In fifteen minutes, BioWare managed to take years and years of love, and utterly destroy it. For a while I desperately wanted them to fix the ending of Mass Effect 3 so that I could go back to being a fan, rather than a disgruntled consumer. But right now, they’re just avoiding the question – probably hoping it will blow over and all the good little drones will go back to gobbling up whatever they put out.

But you know what? No. They don’t get to crap on my plate and tell me it’s chocolate. This is always happening in the video game industry, producers are always supposed to be right, and customers who complain are just being ‘entitled’ or ‘spoiled’, like they have no obligation to uphold the promises they make during development or advertisement. Like every game is a gift bestowed by the electronic gods, and players should just be grateful to have something that lets them click buttons to pass the time.

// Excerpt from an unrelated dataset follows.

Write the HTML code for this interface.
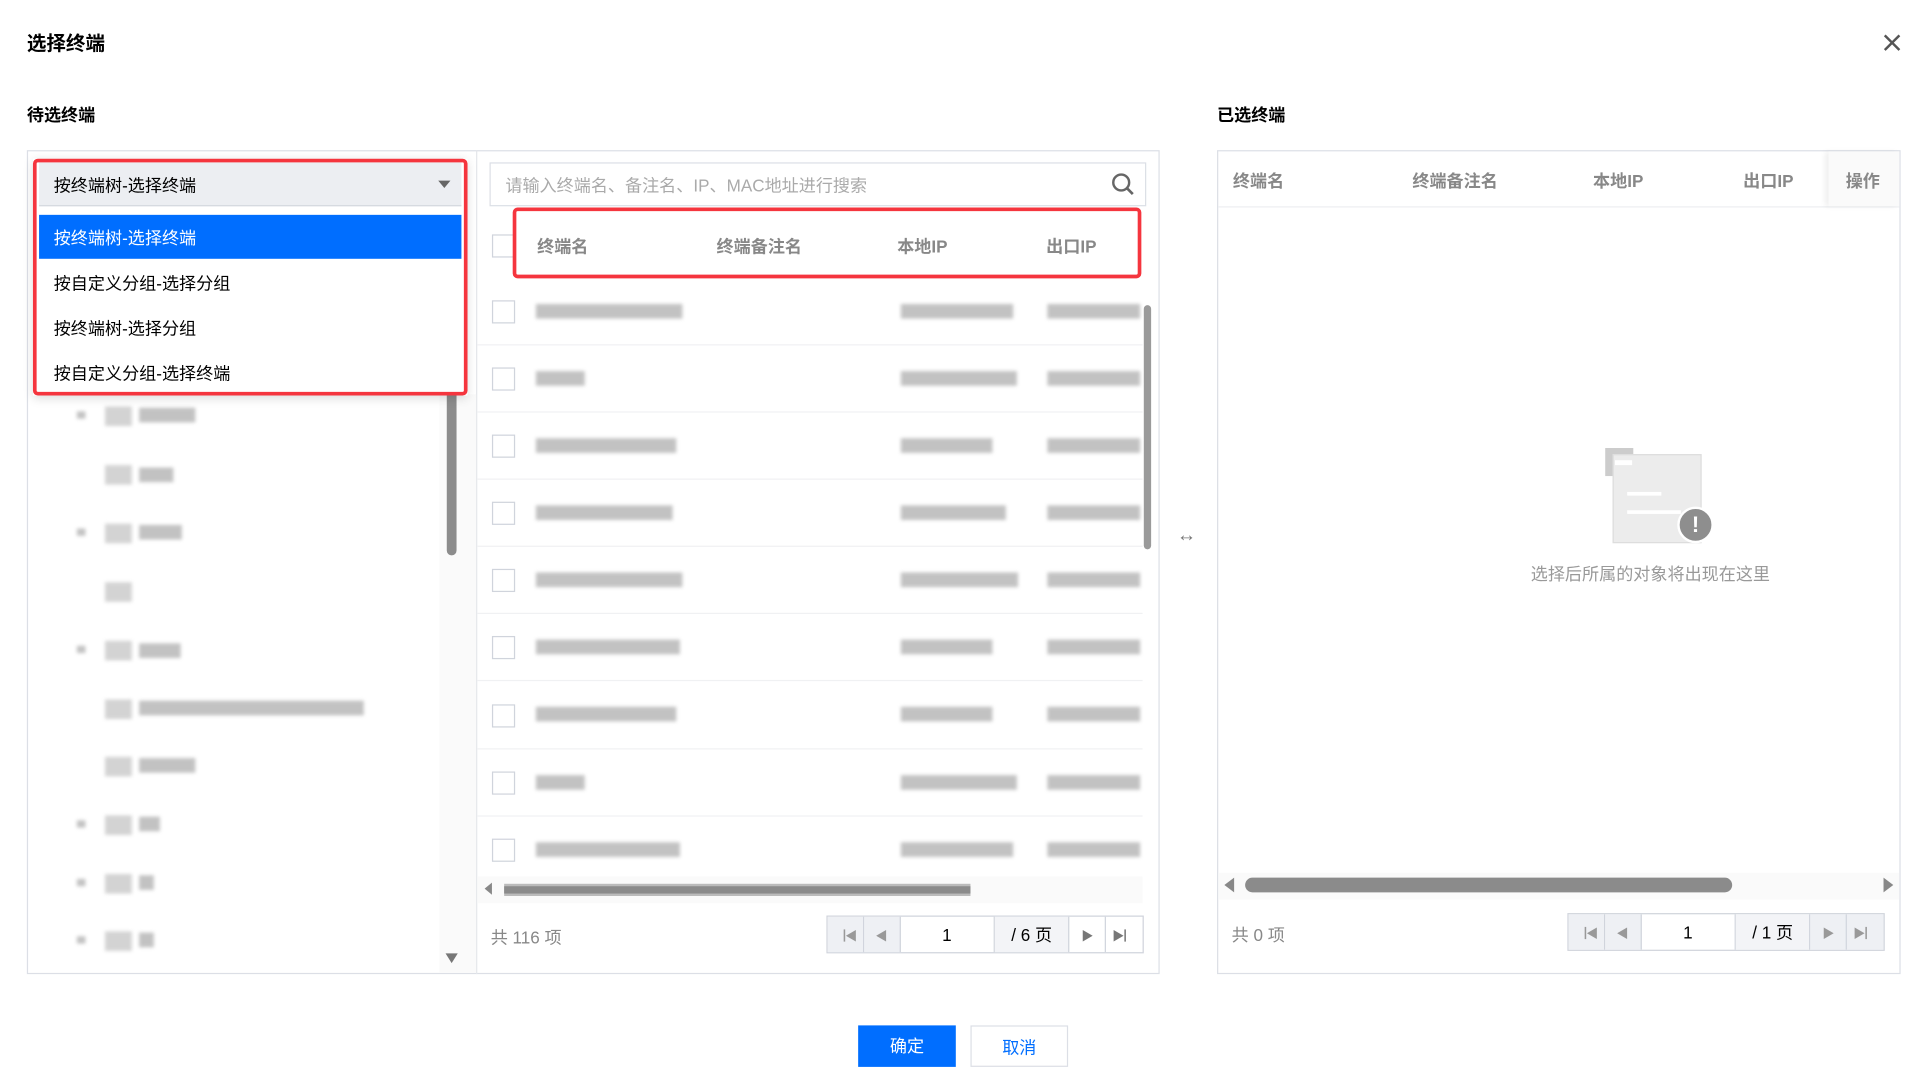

As far as I’m concerned, BioWare and EA have got one last shot to sell me a product; ME3 ending DLC. I’ve got too much emotional investment in the series to turn down the chance to actually finish it. But everything else, I’m done with. I’m sick of making excuses for a company that won’t even hold itself accountable to its own mistakes.

VinCredable

On March 18, 2012 at 1:28 pm

The ending of Mass Effect 3 completely ruins the first two game’s replayability. Knowing ‘that!’ is the ending they have to look forward too, no matter what choices you make. I would have been ok with this ending if it was one of several endings.

Hell i might have accepted it if the Normandy had crashed on Earth instead of what i’m calling ‘Planet Gilligan.’
That way if Shepard really did survive then he might have some degree of happiness in the end with his love interest.

VinCredable

On March 18, 2012 at 3:41 pm

watch this and Mass Effect 3 will become 25% better.

http://www.youtube.com/watch?v=33kX8ChQ6DY&feature=channel

Maywiki

On March 19, 2012 at 9:44 am

Well, they can say goodbye to my money.